Viète began by solving the PPP case (three points) following the method of Euclid in his Elements. From this, he derived a lemma corresponding to the power of a point theorem, which he used to solve the LPP case (a line and two points). Following Euclid a second time, Viète solved the LLL case (three lines) using the angle bisectors. He then derived a lemma for constructing the line perpendicular to an angle bisector that passes through a point, which he used to solve the LLP problem (two lines and a point). This accounts for the first four cases of Apollonius's problem, those that do not involve circles.

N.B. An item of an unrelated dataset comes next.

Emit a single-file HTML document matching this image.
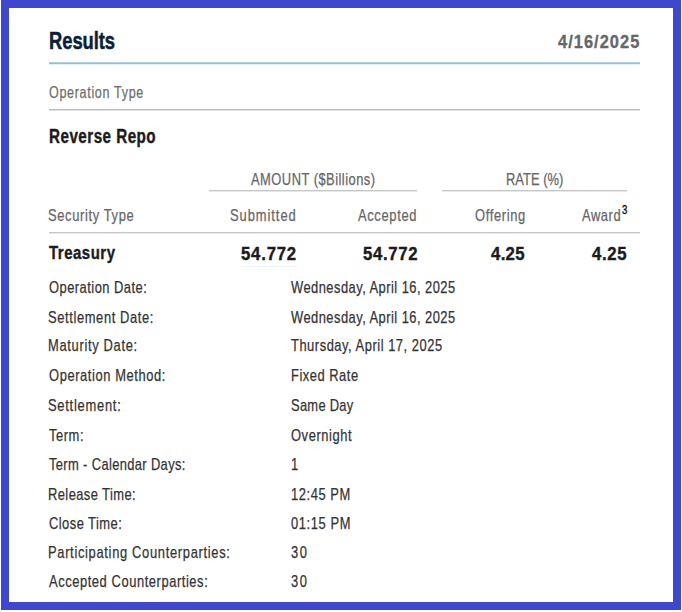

To solve the remaining problems, Viète exploited the fact that the given circles and the solution circle may be re-sized in tandem while preserving their tangencies (Figure 4). If the solution-circle radius is changed by an amount Δr, the radius of its internally tangent given circles must be likewise changed by Δr, whereas the radius of its externally tangent given circles must be changed by −Δr. Thus, as the solution circle swells, the internally tangent given circles must swell in tandem, whereas the externally tangent given circles must shrink, to maintain their tangencies.

Viète used this approach to shrink one of the given circles to a point, thus reducing the problem to a simpler, already solved case. He first solved the CLL case (a circle and two lines) by shrinking the circle into a point, rendering it an LLP case. He then solved the CLP case (a circle, a line and a point) using three lemmas. Again shrinking one circle to a point, Viète transformed the CCL case into a CLP case. He then solved the CPP case (a circle and two points) and the CCP case (two circles and a point), the latter case by two lemmas. Finally, Viète solved the general CCC case (three circles) by shrinking one circle to a point, rendering it a CCP case.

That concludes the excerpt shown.